Colour
During my first session at Edinburgh Printmakers (EP) I made some choices on colours that caused me to reflect on what I was doing. I had originally tried to make a desk and chose random colours that didn’t match, but they were colours that I liked and some were already on my shelf, used in previous screen-print editions I had made.
Following on from that session, I decided to try a more muted and connected range of colours that made me think about text. What are marks? Are they nouns, adjectives, verbs? Things? I decided to trial a muted range of greys and blacks, opaques and transparent colours that related to a previous colour scheme that I had been using for some time. During this session I was thinking about transparencies and opacities more, about how to build colours and layers on top of each other. I was creating a painting while I was working.
The following session I began thinking about the body, the fact that the marks were from my body, so I changed colours, mixed some flesh tones, dark reds and browns, like dried blood with its oxygen removed, reduced to iron, an accident in the studio and bright oxygen saturated blood spills and finger print marks. While I was printing and mixing colours I was conducting a sort of narrative in my head about where these colours came from. Eventually, I started thinking about how I was thinking too much??!!! These were thoughts that were going on while I was making, my mind constantly in a process of evaluating while I am working. I liked the initial colour of flesh, how it blended with the wood grain and built on from that, how it seemed like an organic growing out of the wood itself. It made me reflect on the fact that this is often how I work – in response to something – an object or a poem. This time it made me think about this as a response to the surface of the painting, even though the original idea for the colour choice had been about the relationship of that colour to my body.
At this point I was thinking about how I was maybe heading off on directions way ahead of myself. I often think about the next step and go there before I have fully worked out the thing I am engaged with. But testing colours and thinking about them, then making decisions on this is something that is important, I think. These are simply tests. I thought about the desk and the fact that there would be many colours on the desk. Some I was using in paintings and others not, for example when I made myself a printing ‘triangle’ and painted it magenta. This is not a colour I have used in my paintings (I think) but it exists in my studio so I must have liked it enough to buy it. I can’t remember how it got there. Maybe someone left it. Going back into the past to reclaim thoughts is not productive, memory has errors. The next step for me logically was to make a desk with every colour in it and not worry about it too much, just work intuitively.
Surface
I had been previously working on paper and I felt that I needed to move from paper to make an object on a surface – like a desk. The work felt too much like an image, on paper. This couldn’t be a section of a desk because it is not solid enough, I couldn’t build it into an object. It just felt like an image. So I am currently trialling different surfaces.
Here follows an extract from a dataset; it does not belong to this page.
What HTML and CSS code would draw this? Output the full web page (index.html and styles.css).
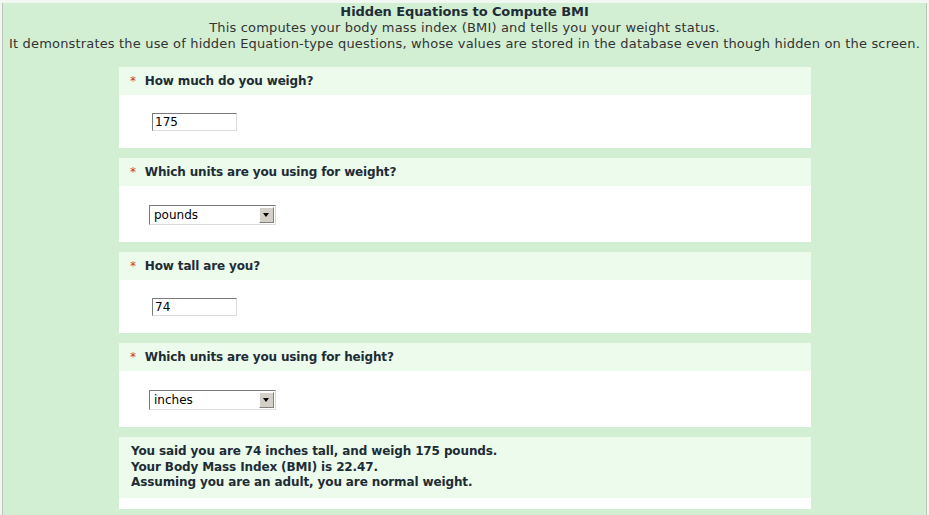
FILE: index.html
```html
<!DOCTYPE html>
<html lang="en">

<head>
    <meta charset="UTF-8">
    <title>Hidden Equations to Compute BMI</title>
    <link rel="stylesheet" href="styles.css">
</head>

<body>
    <div class="page">
        <div class="intro">
            <div class="title">Hidden Equations to Compute BMI</div>
            <div>This computes your body mass index (BMI) and tells you your weight status.</div>
            <div>It demonstrates the use of hidden Equation-type questions, whose values are stored in the database even though hidden on the screen.</div>
        </div>

        <div class="form">
            <div class="question">
                <div class="qhead"><span class="req">*</span>How much do you weigh?</div>
                <div class="qbody"><input class="textbox" type="text" value="175"></div>
            </div>

            <div class="question">
                <div class="qhead"><span class="req">*</span>Which units are you using for weight?</div>
                <div class="qbody tall">
                    <div class="select"><span>pounds</span><span class="arrow"></span></div>
                </div>
            </div>

            <div class="question">
                <div class="qhead"><span class="req">*</span>How tall are you?</div>
                <div class="qbody"><input class="textbox" type="text" value="74"></div>
            </div>

            <div class="question">
                <div class="qhead"><span class="req">*</span>Which units are you using for height?</div>
                <div class="qbody tall">
                    <div class="select"><span>inches</span><span class="arrow"></span></div>
                </div>
            </div>

            <div class="question result">
                <div class="rtext">
                    You said you are 74 inches tall, and weigh 175 pounds.<br>
                    Your Body Mass Index (BMI) is 22.47.<br>
                    Assuming you are an adult, you are normal weight.
                </div>
                <div class="rfoot"></div>
            </div>
        </div>
    </div>
</body>

</html>
```

FILE: styles.css
```css
html, body {
    margin: 0;
    padding: 0;
    height: 100%;
    overflow: hidden;
}

body {
    background: #f2f7f2;
    font-family: "DejaVu Sans", Verdana, sans-serif;
    font-size: 12px;
    color: #333;
}

.page {
    margin: 3px 2px 0 2px;
    border-left: 1px solid #b8c4b8;
    border-right: 1px solid #b8c4b8;
    background: #d3efd3;
    height: 100%;
}

.intro {
    text-align: center;
    line-height: 16px;
    padding-top: 1px;
    font-size: 13px;
    letter-spacing: 0.17px;
}

.title {
    font-weight: bold;
    color: #1e2c36;
    letter-spacing: -0.1px;
}

.form {
    width: 692px;
    margin: 15px 0 0 116px;
    display: flex;
    flex-direction: column;
    gap: 10px;
}

.question {
    background: #fff;
}

.qhead {
    background: #ecfbec;
    height: 28px;
    line-height: 28px;
    font-weight: bold;
    color: #1e2c36;
    padding-left: 11px;
    letter-spacing: -0.15px;
}

.req {
    color: #c23a3a;
    font-weight: normal;
    margin-right: 9px;
}

.qbody {
    height: 53px;
    padding-left: 33px;
    display: flex;
    align-items: center;
}

.qbody.tall {
    height: 56px;
}

.textbox {
    width: 79px;
    height: 14px;
    padding: 1px 2px;
    border: 1px solid #7a7a7a;
    border-right-color: #dcdcdc;
    border-bottom-color: #dcdcdc;
    font-family: "DejaVu Sans", sans-serif;
    font-size: 12px;
    color: #000;
    margin-top: 1px;
}

.select {
    width: 121px;
    height: 18px;
    border: 1px solid #7a7a7a;
    border-right-color: #dcdcdc;
    border-bottom-color: #dcdcdc;
    margin-left: -3px;
    margin-top: 2px;
    display: flex;
    align-items: center;
    justify-content: space-between;
    font-size: 12px;
    color: #000;
    padding-left: 4px;
}

.arrow {
    width: 15px;
    height: 16px;
    margin-right: 1px;
    background: #d4d0c8;
    border: 1px solid;
    border-color: #fff #808080 #808080 #fff;
    box-sizing: border-box;
    position: relative;
}

.arrow::after {
    content: "";
    position: absolute;
    left: 3px;
    top: 5px;
    border-left: 3.5px solid transparent;
    border-right: 3.5px solid transparent;
    border-top: 4px solid #000;
}

.result {
    background: #fff;
}

.rtext {
    background: #ecfbec;
    font-weight: bold;
    color: #1e2c36;
    line-height: 15.5px;
    padding: 7px 12px 7px 12px;
    letter-spacing: -0.12px;
}

.rfoot {
    height: 11px;
}
```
Plywood, white laminate, aluminium, mdf, all interesting surfaces, all possibly desks.
Gesture
While I was screen-printing, it occurred to me that some of the marks on the screen were different in their making, they were different types of marks, I have been thinking about them in terms of intention;
active – passive
direct(ed) – indirect
(more) controlled – (less) controlled





What I am trying to say is that some of the marks were obviously made flat, such as splatters and splashes dropped from a height that didn’t spill. Some (e.g. drips) relied on gravity to appear as they did. Some were made quickly with brushes and some were unknown, perhaps spills, more like wide textures. I also made a coffee ‘stain’ by photographing this, changing levels and then cutting it out on photoshop and printing it onto acetate. In this way I could control the tonal requirements for screen-printing. In fact all the images were digitally reproduced from my own painting sketches. (All lies?) Until I started to add ‘bloody’ fingerprints, which made me think about why it was important for my images to be digitally produced. Was it? Like the desk that didn’t have to be an actual desk and the gesture that didn’t have to be an immediate gesture, did this mean that I couldn’t add any immediate or direct marks? That it would stay ‘wholly printmaking’. What would make them different?
Task: I decided to test this out by making a painting of direct ‘painted’ gestures and marks alongside the screen-printed one.